Against the backdrop of the rising price of oil prices, the landing cost of Premium Motor Spirit (petrol) imported into Nigeria has increased to N186.33 per litre.

Investors King had exclusively reported on February 9 that the landing cost of PMS rose to about N180 per litre on February 5 from N158.53 per litre on January 7.

Crude oil price accounts for a large chunk of the final cost of petrol, and the deregulation of petrol price by the Federal Government last year means that the pump price of the product will reflect changes in the international oil market.

Going by the petrol pricing template of the Petroleum Products Pricing Regulatory Agency, the landing cost of petrol rose to N186.33 per litre on February 16, with the pump price of the product expected to be N209.33 per litre.

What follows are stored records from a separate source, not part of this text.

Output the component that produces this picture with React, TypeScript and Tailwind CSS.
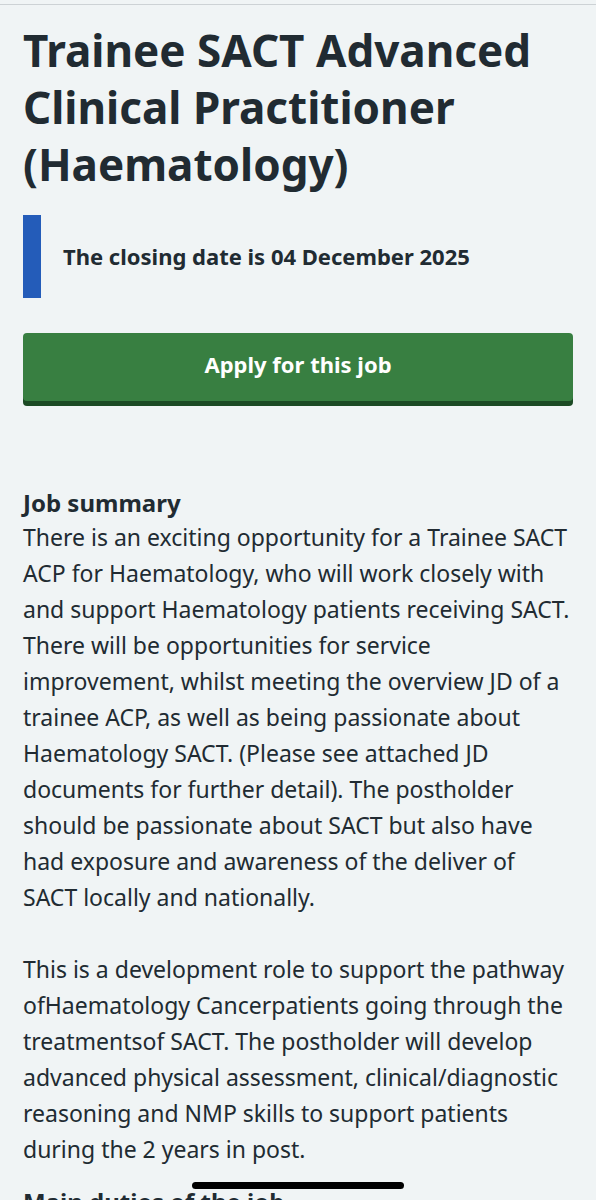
export default function App() {
  return (
    <div
      className="min-h-[1200px] bg-[#f0f4f5] text-[#212b32]"
      style={{ fontFamily: "'Noto Sans', Lato, sans-serif" }}
    >
      <div className="h-[4px]" />
      <div className="h-px bg-[#cdd2d5]" />

      <main className="px-[23px] pt-[17px]">
        <h1 className="text-[44px] font-bold leading-[57px]">
          Trainee SACT Advanced
          <br />
          Clinical Practitioner
          <br />
          (Haematology)
        </h1>

        <div className="mt-[22px] flex h-[83px] items-center border-l-[18px] border-[#245cb9] pl-[22px]">
          <p className="text-[22px] font-bold">The closing date is 04 December 2025</p>
        </div>

        <button className="mt-[35px] h-[68px] w-full rounded-[4px] bg-[#387f41] pb-[5px] text-[22px] font-bold text-white shadow-[0_5px_0_#1c4a24]">
          Apply for this job
        </button>

        <section className="mt-[86px]">
          <h2 className="text-[24px] font-bold leading-[32px]">Job summary</h2>
          <p className="text-[23px] leading-[36px]">
            There is an exciting opportunity for a Trainee SACT
            <br />
            ACP for Haematology, who will work closely with
            <br />
            and support Haematology patients receiving SACT.
            <br />
            There will be opportunities for service
            <br />
            improvement, whilst meeting the overview JD of a
            <br />
            trainee ACP, as well as being passionate about
            <br />
            Haematology SACT. (Please see attached JD
            <br />
            documents for further detail). The postholder
            <br />
            should be passionate about SACT but also have
            <br />
            had exposure and awareness of the deliver of
            <br />
            SACT locally and nationally.
          </p>
          <p className="mt-[36px] text-[23px] leading-[36px]">
            This is a development role to support the pathway
            <br />
            ofHaematology Cancerpatients going through the
            <br />
            treatmentsof SACT. The postholder will develop
            <br />
            advanced physical assessment, clinical/diagnostic
            <br />
            reasoning and NMP skills to support patients
            <br />
            during the 2 years in post.
          </p>
        </section>

        <h2 className="mt-[19px] text-[24px] font-bold leading-[32px]">Main duties of the job</h2>
      </main>

      <div className="fixed left-[192px] top-[1182px] h-[7px] w-[212px] rounded-full bg-black" />
    </div>
  );
}
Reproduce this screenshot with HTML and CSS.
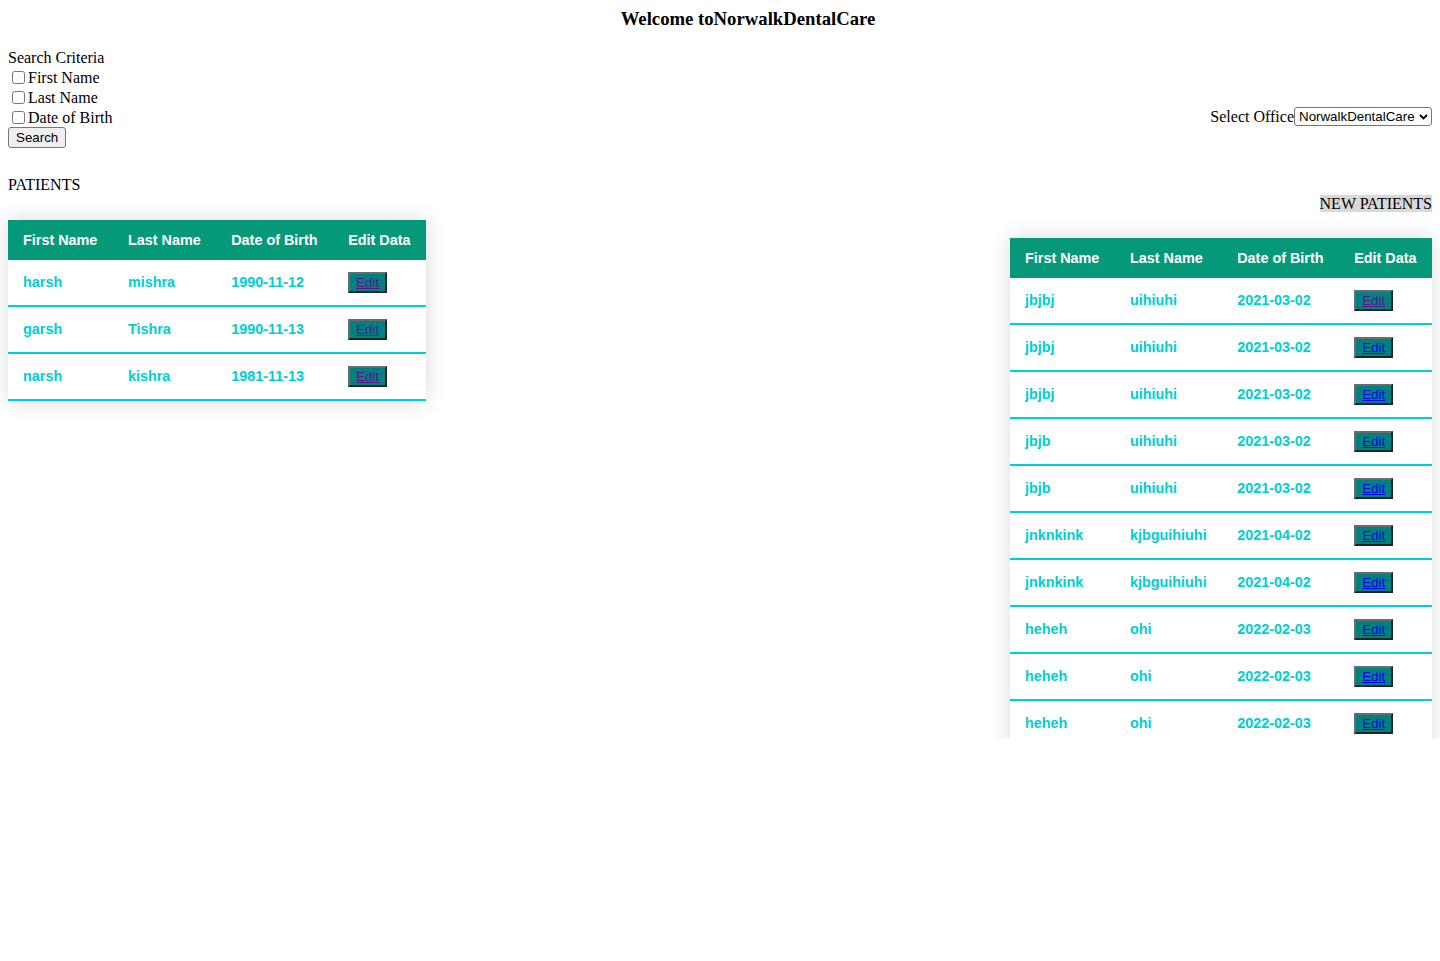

The international oil benchmark, Brent crude, closed at $63.96 per barrel on February 16, up from $59.34 per barrel on February 5.

The rising price of crude oil pushed the cost of petrol quoted on Platts to $560.75 per metric tonne (N163.08 per litre, using N390/$1) on February 16 from $543.25 per metric tonne (N157.99 per litre) on February 5.

Other cost elements that make up the landing cost include freight (N10.29), lightering expenses (N4.57), insurance cost (N0.25), Nigerian Ports Authority charge (N2.38), Nigerian Maritime Administration and Safety Agency charge (N0.23), jetty throughput charge (N1.61), storage charge (N2.58), and financing (N1.33).

The freight cost increased to $35.41 per MT (N10.29 per litre) last Wednesday from $30.04 per MT (N8.74 per litre) on February 5.

The pump price is the sum of the landing cost, wholesale margin and the distribution margins. The wholesale margin is N4.03 while the distribution margins comprise transporters allowance (N3.89), retailer (N6.19), bridging fund (N7.51), marine transport average (N0.15), and admin charge (N1.23).

Apart from the changes in global crude oil prices, the exchange rate of naira to the dollar also affects the cost of imported petrol.

The cost of petrol would be higher if the 410/$1 rate at which the naira closed on Monday at the Investors’ and Exporters’ Foreign Exchange Window was used. The naira closed at 480/$1 at the parallel market.

The Nigerian National Petroleum Corporation, which has been the sole importer of petrol into the country in recent years, is still being relied upon by marketers for the supply of the product despite the deregulation of the downstream petroleum sector.

Oil marketers said recently that they were ready to resume importation of petrol if the foreign exchange was made available to them at a competitive rate.

“The discussion we should be having today is how best to maximise the benefits of the removal of price controls and subsidies while minimising the adverse effects of this action on our citizens,” the Chairman, Major Oil Marketers Association of Nigeria, Mr Adetunji Oyebanji, said at a virtual press briefing.

Brent crude, against which Nigeria’s oil is priced, rose by $1.67 to $64.58 per barrel as of 6:08pm Nigerian time on Monday.